Sample projection unit test

// Latitude mapping is monotonic
TEST(ProjectionTest, LatitudeIsMonotonic) {
  // Keep lon constant to isolate lat behavior
  GeoPoint geo_p1{0, -20};
  GeoPoint geo_p2{0, 0};
  GeoPoint geo_p3{0, 20};
  GeoPoint geo_p4{0, 50};
  Point p_neg = GeoToPlanar(geo_p1);
  Point p_zero = GeoToPlanar(geo_p2);
  Point p_pos = GeoToPlanar(geo_p3);
  Point p_high = GeoToPlanar(geo_p4);

  // Increasing order should be conserved (including through zero)
  EXPECT_LT(p_neg.y, p_zero.y);
  EXPECT_LT(p_zero.y, p_pos.y);
  EXPECT_LT(p_pos.y, p_high.y);
}

Visual

Open in a new tab

Process Flowchart for Planar vs Geodesic Performance Demonstration

Discussion & Resources

As demonstrated by the experiment's output, by applying a Mercator projection, we can use simple Euclidean math instead of rather complex trigonometry, which significantly reduces CPU overhead as the data scales.

One limitation of this implementation is the accuracy tradeoff that comes with the faster performance. Projections simplify the distance calculation but they introduce geometric distortions in area, shape, distance, and/or direction, depending on which projection is used. However, because Earth's curvature can be seen as negligible over short distances, it can be mathematically treated as a flat plane when comparing two proximal locations. Therefore, the accuracy tradeoff can be considered insignificant for localized use cases such as calculation within a single city\s limits.

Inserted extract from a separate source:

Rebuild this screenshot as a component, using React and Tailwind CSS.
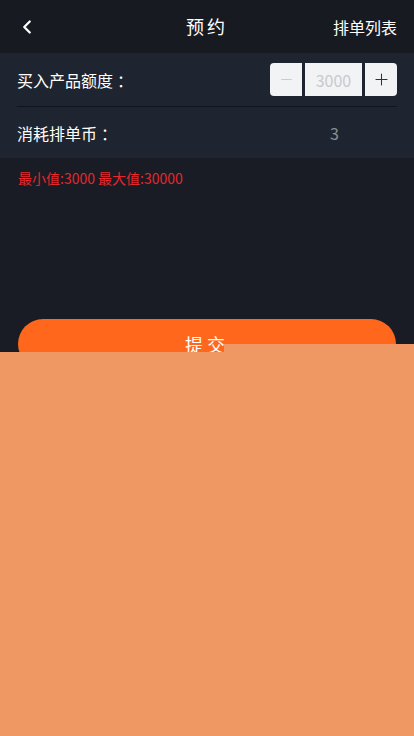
import { ChevronLeft, Minus, Plus } from "lucide-react";

const App = () => {
    return (
        <div className="relative w-[414px] h-[736px] overflow-hidden bg-[#191c24] font-['Noto_Sans_CJK_SC','Noto_Sans',sans-serif] text-white">
            {/* header */}
            <div className="h-[53px] bg-[#171a20] flex items-center px-[16px] relative">
                <ChevronLeft className="w-[22px] h-[22px] text-white" strokeWidth={2.5} />
                <div className="absolute left-0 right-0 text-center text-[18px] tracking-[3px] pointer-events-none">预约</div>
                <div className="ml-auto text-[16px] pr-[1px]">排单列表</div>
            </div>

            {/* form */}
            <div className="bg-[#1f2530] px-[17px]">
                <div className="h-[54px] flex items-center border-b border-[#12151b]">
                    <span className="text-[16px]">买入产品额度<span className="ml-[4px]">：</span></span>
                    <div className="ml-auto flex items-center gap-[3px]">
                        <button className="w-[32px] h-[33px] bg-[#f2f3f5] rounded-l-[4px] flex items-center justify-center">
                            <Minus className="w-[17px] h-[17px] text-[#c8c9cc]" strokeWidth={1.3} />
                        </button>
                        <div className="w-[57px] h-[33px] bg-[#f2f3f5] flex items-center justify-center text-[16px] text-[#c8c9cc]">3000</div>
                        <button className="w-[32px] h-[33px] bg-[#f2f3f5] rounded-r-[4px] flex items-center justify-center">
                            <Plus className="w-[19px] h-[19px] text-[#323233]" strokeWidth={1.3} />
                        </button>
                    </div>
                </div>
                <div className="h-[51px] flex items-center">
                    <span className="w-[313px] text-[16px]">消耗排单币<span className="ml-[4px]">：</span></span>
                    <span className="text-[16px] text-[#8a8d94]">3</span>
                </div>
            </div>

            <div className="px-[18px] pt-[10px] text-[14px] text-[#e8262b]">最小值:3000 最大值:30000</div>

            <div className="px-[18px] mt-[130px]">
                <button className="w-full h-[50px] rounded-full bg-[#ff681c] text-white text-[18px] tracking-[4px]">提交</button>
            </div>

            {/* overlay blocks */}
            <div className="absolute left-[224px] right-0 top-[344px] h-[10px] bg-[#ef9863]"></div>
            <div className="absolute left-0 right-0 top-[352px] bottom-0 bg-[#ef9863]"></div>
        </div>
    );
};

export default App;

A compiler behavior I learned is Dead Code Elimination (DCE) such as for unused variables. I tracked the total distances for both the Haversine and Euclidean approaches, assigning them to dedicated variables for potential CLI output. However, since these totals are not currently used, a modern optimizer may identify the whole calculation loop as 'dead code' and skip it entirely. To prevent this, I used volatile sink variables to consume the unused ones. By qualifying these variables as volatile, we can force the compiler to treat the assignments as side effects that cannot be optimized away, to ensure the CPU performs every operation for the sake of an authentic benchmarking process.